> _THE PROBLEM_: Images are not part of the copy; transcribe all the data exactly.

> _INFORMATION PROVIDED_:
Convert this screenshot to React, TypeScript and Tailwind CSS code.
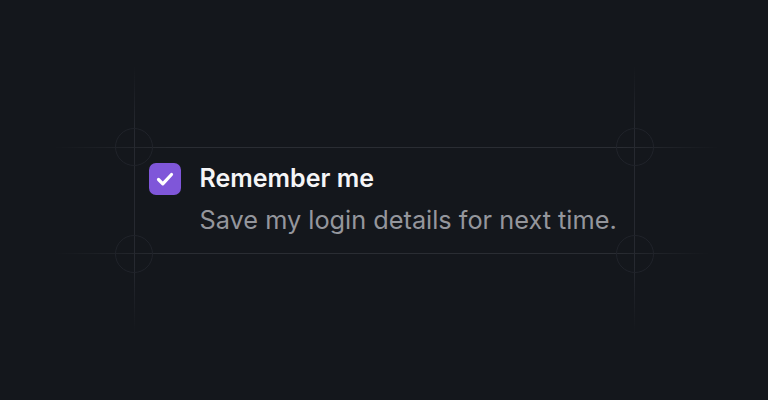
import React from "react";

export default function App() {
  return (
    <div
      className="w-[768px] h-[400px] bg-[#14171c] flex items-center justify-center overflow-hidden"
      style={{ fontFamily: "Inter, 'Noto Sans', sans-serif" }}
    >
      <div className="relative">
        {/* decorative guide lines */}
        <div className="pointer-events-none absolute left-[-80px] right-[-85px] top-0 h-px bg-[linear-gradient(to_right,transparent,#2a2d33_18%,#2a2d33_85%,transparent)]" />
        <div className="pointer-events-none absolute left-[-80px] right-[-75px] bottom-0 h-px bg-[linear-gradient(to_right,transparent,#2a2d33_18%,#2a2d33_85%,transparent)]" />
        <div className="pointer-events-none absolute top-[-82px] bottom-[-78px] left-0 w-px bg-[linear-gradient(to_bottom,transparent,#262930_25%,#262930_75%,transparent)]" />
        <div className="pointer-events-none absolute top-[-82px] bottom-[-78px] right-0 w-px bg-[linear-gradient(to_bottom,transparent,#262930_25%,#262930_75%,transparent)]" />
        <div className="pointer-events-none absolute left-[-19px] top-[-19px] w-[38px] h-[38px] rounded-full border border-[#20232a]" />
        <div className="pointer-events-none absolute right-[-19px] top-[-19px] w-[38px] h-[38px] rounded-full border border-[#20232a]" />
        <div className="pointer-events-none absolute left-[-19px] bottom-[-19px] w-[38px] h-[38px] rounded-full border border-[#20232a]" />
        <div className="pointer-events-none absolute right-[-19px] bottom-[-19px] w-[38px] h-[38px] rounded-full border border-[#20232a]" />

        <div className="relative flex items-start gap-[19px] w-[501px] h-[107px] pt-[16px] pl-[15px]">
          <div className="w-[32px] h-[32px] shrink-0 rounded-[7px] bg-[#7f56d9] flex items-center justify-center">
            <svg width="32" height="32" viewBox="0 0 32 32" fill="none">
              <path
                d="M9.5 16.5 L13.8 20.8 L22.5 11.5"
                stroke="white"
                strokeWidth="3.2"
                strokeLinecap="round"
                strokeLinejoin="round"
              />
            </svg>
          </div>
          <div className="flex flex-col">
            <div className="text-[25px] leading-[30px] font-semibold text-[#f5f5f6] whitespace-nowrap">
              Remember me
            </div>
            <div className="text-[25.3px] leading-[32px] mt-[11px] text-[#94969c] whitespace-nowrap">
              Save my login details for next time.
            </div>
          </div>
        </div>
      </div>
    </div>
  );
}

> _FINAL RESULT_:
Convert this screenshot to React, TypeScript and Tailwind CSS code.
import React from "react";

export default function App() {
  return (
    <div
      className="w-[768px] h-[400px] bg-[#14171c] flex items-center justify-center overflow-hidden"
      style={{ fontFamily: "Inter, 'Noto Sans', sans-serif" }}
    >
      <div className="relative">
        {/* decorative guide lines */}
        <div className="pointer-events-none absolute left-[-80px] right-[-85px] top-0 h-px bg-[linear-gradient(to_right,transparent,#2a2d33_18%,#2a2d33_85%,transparent)]" />
        <div className="pointer-events-none absolute left-[-80px] right-[-75px] bottom-0 h-px bg-[linear-gradient(to_right,transparent,#2a2d33_18%,#2a2d33_85%,transparent)]" />
        <div className="pointer-events-none absolute top-[-82px] bottom-[-78px] left-0 w-px bg-[linear-gradient(to_bottom,transparent,#262930_25%,#262930_75%,transparent)]" />
        <div className="pointer-events-none absolute top-[-82px] bottom-[-78px] right-0 w-px bg-[linear-gradient(to_bottom,transparent,#262930_25%,#262930_75%,transparent)]" />
        <div className="pointer-events-none absolute left-[-19px] top-[-19px] w-[38px] h-[38px] rounded-full border border-[#20232a]" />
        <div className="pointer-events-none absolute right-[-19px] top-[-19px] w-[38px] h-[38px] rounded-full border border-[#20232a]" />
        <div className="pointer-events-none absolute left-[-19px] bottom-[-19px] w-[38px] h-[38px] rounded-full border border-[#20232a]" />
        <div className="pointer-events-none absolute right-[-19px] bottom-[-19px] w-[38px] h-[38px] rounded-full border border-[#20232a]" />

        <div className="relative flex items-start gap-[19px] w-[501px] h-[107px] pt-[16px] pl-[15px]">
          <div className="w-[32px] h-[32px] shrink-0 rounded-[7px] bg-[#7f56d9] flex items-center justify-center">
            <svg width="32" height="32" viewBox="0 0 32 32" fill="none">
              <path
                d="M9.5 16.5 L13.8 20.8 L22.5 11.5"
                stroke="white"
                strokeWidth="3.2"
                strokeLinecap="round"
                strokeLinejoin="round"
              />
            </svg>
          </div>
          <div className="flex flex-col">
            <div className="text-[25px] leading-[30px] font-semibold text-[#f5f5f6] whitespace-nowrap">
              Remember me
            </div>
            <div className="text-[25.3px] leading-[32px] mt-[11px] text-[#94969c] whitespace-nowrap">
              Save my login details for next time.
            </div>
          </div>
        </div>
      </div>
    </div>
  );
}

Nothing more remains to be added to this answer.